Africa-Press – Malawi. The National Economic Empowerment Fund (Neef) has issued an urgent, high-stakes plea to Parliament to partially lift a suspension blocking the disposal of overstocked farm inputs, warning that continued inaction is rapidly converting public assets into waste, with potential losses projected at K15 billion.

In a March 9, 2026 letter to Clerk of Parliament Fiona Kalemba, Neef chief executive Kayisi Sadala presses for immediate, conditional relief—arguing that time-sensitive inputs such as seeds, fertilisers and agricultural chemicals are deteriorating by the day under storage constraints and natural shelf-life limits.

“A considerable portion of these items are perishable and highly susceptible to rapid deterioration… there is a significant risk these assets may lose most, if not all, of their value,” Sadala warns, stressing that prolonged suspension would translate into “avoidable losses to the public purse.”

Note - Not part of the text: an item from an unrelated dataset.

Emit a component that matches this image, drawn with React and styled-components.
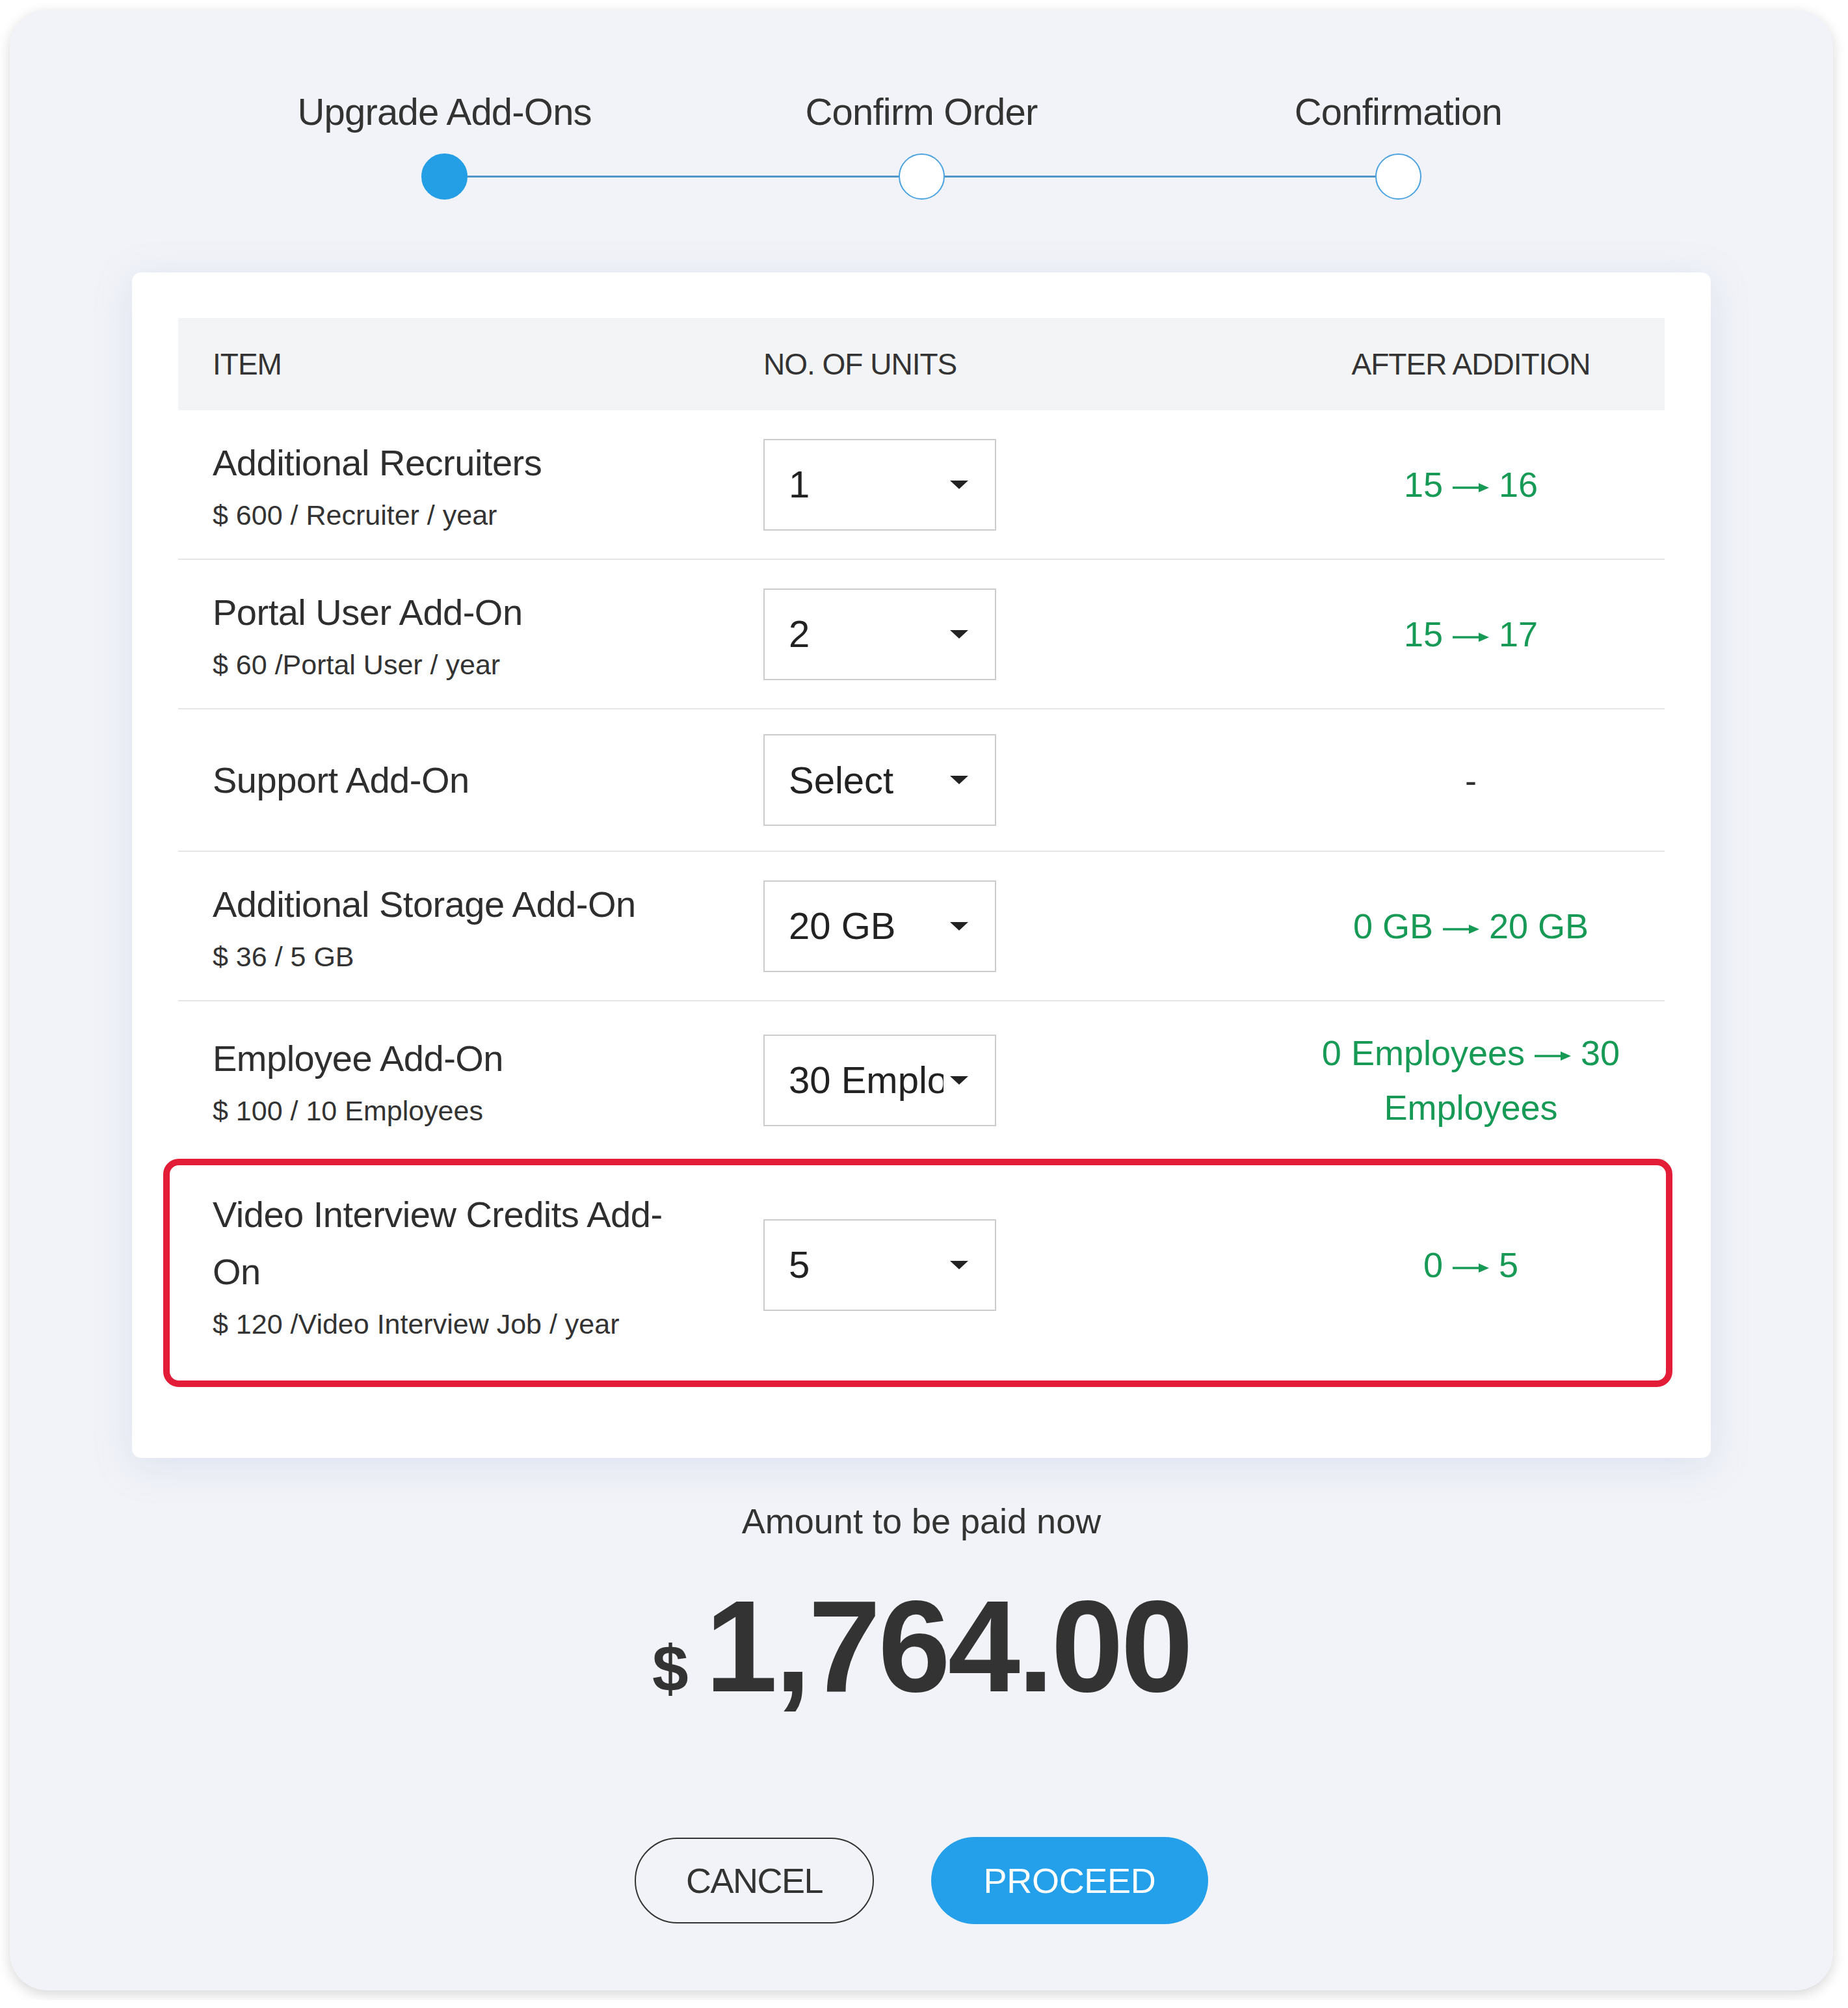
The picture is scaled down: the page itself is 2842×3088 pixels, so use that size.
import styled, { createGlobalStyle } from "styled-components"

const GlobalStyle = createGlobalStyle`
    * { box-sizing: border-box; }
    html, body { margin: 0; padding: 0; background: #ffffff; }
    body {
        font-family: "Liberation Sans", Arial, Helvetica, sans-serif;
        color: #333333;
    }
`

const Shell = styled.div`
    width: 2804px;
    margin: 15px;
    padding: 128px 0 102px;
    display: flex;
    flex-direction: column;
    align-items: center;
    background: #f1f3f8;
    border-radius: 58px;
    box-shadow: 0 6px 20px rgba(0, 0, 0, 0.16);
`

const Steps = styled.div`
    width: 2200px;
    display: flex;
    flex-direction: column;
`

const StepLabels = styled.div`
    display: grid;
    grid-template-columns: repeat(3, 1fr);
`

const StepLabel = styled.div`
    text-align: center;
    font-size: 58px;
    line-height: 58px;
    letter-spacing: -0.8px;
    color: #333333;
`

const Track = styled.div`
    display: flex;
    align-items: center;
    margin-top: 35px;
    padding: 0 331px;
`

const Dot = styled.div`
    width: 71px;
    height: 71px;
    flex-shrink: 0;
    border-radius: 50%;
    background: ${p => (p.$active ? "#249fe6" : "#ffffff")};
    border: 2px solid ${p => (p.$active ? "#249fe6" : "#4aa3e0")};
`

const Line = styled.div`
    flex: 1;
    height: 3px;
    background: #4f97c9;
`

const Card = styled.div`
    width: 2428px;
    margin-top: 112px;
    padding: 70px 71px 109px;
    background: #ffffff;
    border-radius: 14px;
    box-shadow: 0 12px 60px rgba(150, 165, 205, 0.22);
`

const HeadRow = styled.div`
    display: grid;
    grid-template-columns: 900px 790px 1fr;
    align-items: center;
    height: 142px;
    background: #f3f4f6;
    font-size: 46px;
    letter-spacing: -1px;
    color: #333333;
`

const Row = styled.div`
    display: grid;
    grid-template-columns: 900px 790px 1fr;
    align-items: center;
    min-height: 219px;
    padding: 37px 0;
    border-bottom: 2px solid #e6e6e6;
    ${p => p.$highlight && `
        margin: -2px -12px 0 -23px;
        padding: 32px 2px 57px 13px;
        border: 10px solid #e31c37;
        border-radius: 24px;
    `}
`

const ItemCell = styled.div`
    padding: 0 114px 0 53px;
`

const UnitsCell = styled.div`
    display: flex;
    align-items: center;
`

const AfterCell = styled.div`
    padding: 0 40px;
    text-align: center;
`

const Title = styled.div`
    font-size: 56px;
    line-height: 88px;
    letter-spacing: -0.5px;
    color: #2e2e2e;
`

const Sub = styled.div`
    margin-top: 6px;
    font-size: 43px;
    line-height: 60px;
    color: #333333;
`

const SelectBox = styled.div`
    width: 358px;
    height: 141px;
    display: flex;
    align-items: center;
    padding: 0 41px 0 37px;
    background: #ffffff;
    border: 2px solid #cccccc;
    font-size: 58px;
    color: #222222;
`

const SelectText = styled.span`
    flex: 1;
    overflow: hidden;
    white-space: nowrap;
    line-height: 1.4;
`

const Caret = styled.span`
    flex-shrink: 0;
    width: 0;
    height: 0;
    margin-left: 10px;
    border-left: 14px solid transparent;
    border-right: 14px solid transparent;
    border-top: 13px solid #222222;
`

const Change = styled.div`
    font-size: 54px;
    line-height: 84px;
    color: ${p => (p.$empty ? "#333333" : "#179a55")};
`

const ArrowSvg = styled.svg`
    width: 56px;
    height: 20px;
    vertical-align: middle;
`

const Summary = styled.div`
    margin-top: 65px;
    display: flex;
    flex-direction: column;
    align-items: center;
`

const AmountLabel = styled.div`
    font-size: 54px;
    line-height: 65px;
    color: #333333;
`

const Amount = styled.div`
    margin-top: 60px;
    display: flex;
    align-items: baseline;
    font-weight: 700;
    color: #333333;
`

const Currency = styled.span`
    font-size: 100px;
    margin-right: 26px;
`

const Value = styled.span`
    font-size: 200px;
    line-height: 200px;
    letter-spacing: -4px;
`

const Actions = styled.div`
    margin-top: 193px;
    display: flex;
    align-items: center;
    gap: 88px;
`

const Button = styled.button`
    font-family: inherit;
    font-size: 54px;
    border-radius: 70px;
    cursor: pointer;
    ${p => p.$primary ? `
        width: 426px;
        height: 134px;
        border: none;
        background: #24a0ea;
        color: #ffffff;
        letter-spacing: -0.3px;
    ` : `
        width: 368px;
        height: 132px;
        border: 2px solid #333333;
        background: transparent;
        color: #333333;
        letter-spacing: -1.5px;
    `}
`

const Arrow = () => (
    <ArrowSvg viewBox="0 0 56 20">
        <line x1="0" y1="10" x2="42" y2="10" stroke="currentColor" strokeWidth="3.5" />
        <polygon points="40,3 56,10 40,17" fill="currentColor" />
    </ArrowSvg>
)

const rows = [
    { title: "Additional Recruiters", sub: "$ 600 / Recruiter / year", units: "1", from: "15", to: "16" },
    { title: "Portal User Add-On", sub: "$ 60 /Portal User / year", units: "2", from: "15", to: "17" },
    { title: "Support Add-On", units: "Select" },
    { title: "Additional Storage Add-On", sub: "$ 36 / 5 GB", units: "20 GB", from: "0 GB", to: "20 GB" },
    { title: "Employee Add-On", sub: "$ 100 / 10 Employees", units: "30 Employees", from: "0 Employees", to: "30 Employees" },
    { title: "Video Interview Credits Add-On", sub: "$ 120 /Video Interview Job / year", units: "5", from: "0", to: "5", highlight: true },
]

const steps = ["Upgrade Add-Ons", "Confirm Order", "Confirmation"]

const App = () => {
    return (
        <>
            <GlobalStyle />
            <Shell>
                <Steps>
                    <StepLabels>
                        {steps.map(s => <StepLabel key={s}>{s}</StepLabel>)}
                    </StepLabels>
                    <Track>
                        <Dot $active />
                        <Line />
                        <Dot />
                        <Line />
                        <Dot />
                    </Track>
                </Steps>

                <Card>
                    <HeadRow>
                        <ItemCell>ITEM</ItemCell>
                        <UnitsCell>NO. OF UNITS</UnitsCell>
                        <AfterCell>AFTER ADDITION</AfterCell>
                    </HeadRow>
                    {rows.map(r => (
                        <Row key={r.title} $highlight={r.highlight}>
                            <ItemCell>
                                <Title>{r.title}</Title>
                                {r.sub ? <Sub>{r.sub}</Sub> : null}
                            </ItemCell>
                            <UnitsCell>
                                <SelectBox>
                                    <SelectText>{r.units}</SelectText>
                                    <Caret />
                                </SelectBox>
                            </UnitsCell>
                            <AfterCell>
                                {r.from ? (
                                    <Change>{r.from} <Arrow /> {r.to}</Change>
                                ) : (
                                    <Change $empty>-</Change>
                                )}
                            </AfterCell>
                        </Row>
                    ))}
                </Card>

                <Summary>
                    <AmountLabel>Amount to be paid now</AmountLabel>
                    <Amount>
                        <Currency>$</Currency>
                        <Value>1,764.00</Value>
                    </Amount>
                </Summary>

                <Actions>
                    <Button>CANCEL</Button>
                    <Button $primary>PROCEED</Button>
                </Actions>
            </Shell>
        </>
    )
}

export default App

The impasse stems from a February 12, 2026 directive by Parliament’s Public Accounts Committee (PAC), which halted planned auctions amid fears that disposal processes could be manipulated to benefit a few individuals. But Neef now argues the freeze—while well-intentioned—has created a different crisis: idle, degrading stock that cannot be distributed, sold or recovered during an ongoing forensic audit expected to last up to three months.

Compounding the pressure is a financing bottleneck. Sadala notes that the audit has effectively paralysed lending operations, meaning the inputs cannot be issued to beneficiaries either—leaving disposal as the only viable recovery pathway for assets already procured.

Neef’s inventory underscores the scale of the risk: 210,000 kilogrammes of maize seed, 23,530 kilogrammes of bean seed, alongside chemical and liquid fertilisers, irrigation systems, solar water pumps and sprayers—a mix of highly perishable and durable assets now caught in regulatory limbo.

In a calculated compromise, Sadala proposes a split approach: allow immediate disposal of perishable inputs under strict, transparent mechanisms, while maintaining the suspension on non-perishable assets—such as irrigation equipment—until the audit concludes and Parliament provides further guidance.

“We fully appreciate the need to maintain the integrity of the audit,” he states, “but perishable stocks require urgent intervention; otherwise, value destruction becomes inevitable.”

However, PAC chairperson Baba Steve Malondera is holding the line, insisting no disposal should proceed before full due diligence, including scrutiny by Treasury and the Public Procurement and Disposal of Assets (PPDA). His concern is blunt: assets bought at commercial prices risk being offloaded cheaply through auctions, opening space for abuse and financial loss.

“These items cannot simply be sold off at reduced value,” Malondera argues, warning that premature disposal could “create room for manipulation and undermine value for money.”

The debate is further complicated by governance concerns. Centre for Social Accountability and Transparency (Csat) executive director Willy Kambwandira questions the credibility of parliamentary oversight itself, citing conflicts of interest where lawmakers—including those in oversight roles—are reportedly beneficiaries of Neef loans.

“This erodes legitimacy,” Kambwandira says, warning that “oversight risks being perceived as self-protection, weakening accountability and sending a dangerous signal that political influence can shield individuals.”

He calls for full public disclosure of all beneficiaries and strict enforcement of repayments, arguing that transparency is essential to restoring institutional credibility.

Meanwhile, Neef’s financial exposure is mounting. The institution is sitting on K12 billion in unpaid invoices tied to the same inputs, including K2.5 billion owed to the Smallholder Fertiliser Revolving Fund of Malawi (SFFRFM) and additional liabilities to seed companies and suppliers—debts it had planned to offset through controlled sales.

The standoff now presents Parliament with a stark trade-off: protect procedural integrity at all costs, or act swiftly to prevent escalating financial losses.

At its core, Neef’s plea is simple but urgent—act now on perishable stock, or watch billions rot.